Of Franklin's tenure in bonded servitude, he reflected "I fancy his harsh and tyrannical treatment of me might be a means of impressing me with that aversion to arbitrary power that has stuck to me through my whole life." (Franklin, 1723) Like Locke, the tyranny of bondage caused Franklin to hate the monarchical systems of governance. But Franklin, more astutely than Locke, noted how without proper regulation, a completely free and unfettered market could produce tyranny just as overwhelming as that exercised by a tyrant.

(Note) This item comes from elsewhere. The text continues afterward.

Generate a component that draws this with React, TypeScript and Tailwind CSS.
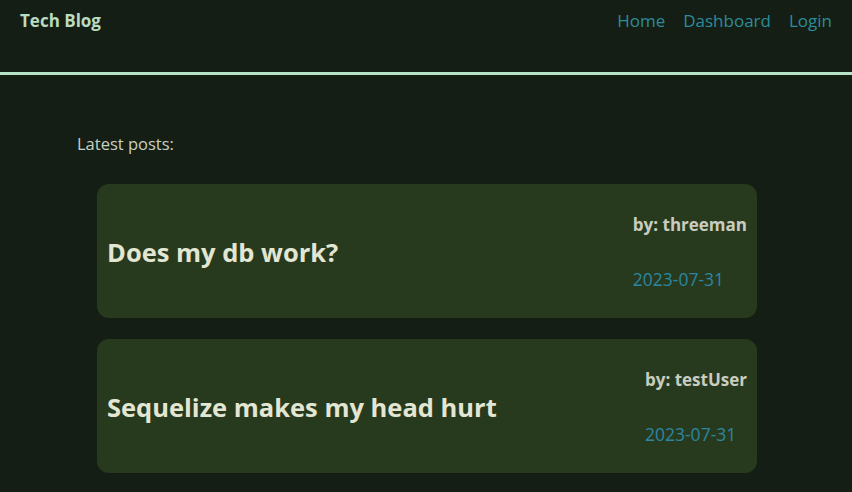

Of course, one could state that Franklin's experience was not that of a free market. Contracts regarding apprenticeship, where individuals labored in exchange for room, board, and knowledge necessary to enter a trade in a form of virtual indentured servitude were open to much exploitation, as is evidenced in Franklin's case, and in such cases the ethical notions of 'in loco parentis' seem complex -- on one hand, the bond is moral for a young man's education, on the other hand it is a contract regarding employment and wages. Franklin was forced into his experience by a parent whom believed he must learn a trade to survive, and many young men gritted their teeth and forced themselves to endure privation with the hopes of economic returns later on. Regardless, the existence of indentured servitude in a supposed free market shows that the 'hands off attitude' advocated by Lock and Smith does not automatically result in a fair and equitable 'set point' of returns on one's investment of time on behalf of one's employer. Such an attitude, albeit not as extreme as expressed by Franklin, might be found in the minds and hearts of some interns today, forced to 'make copies' for little pay and even less education.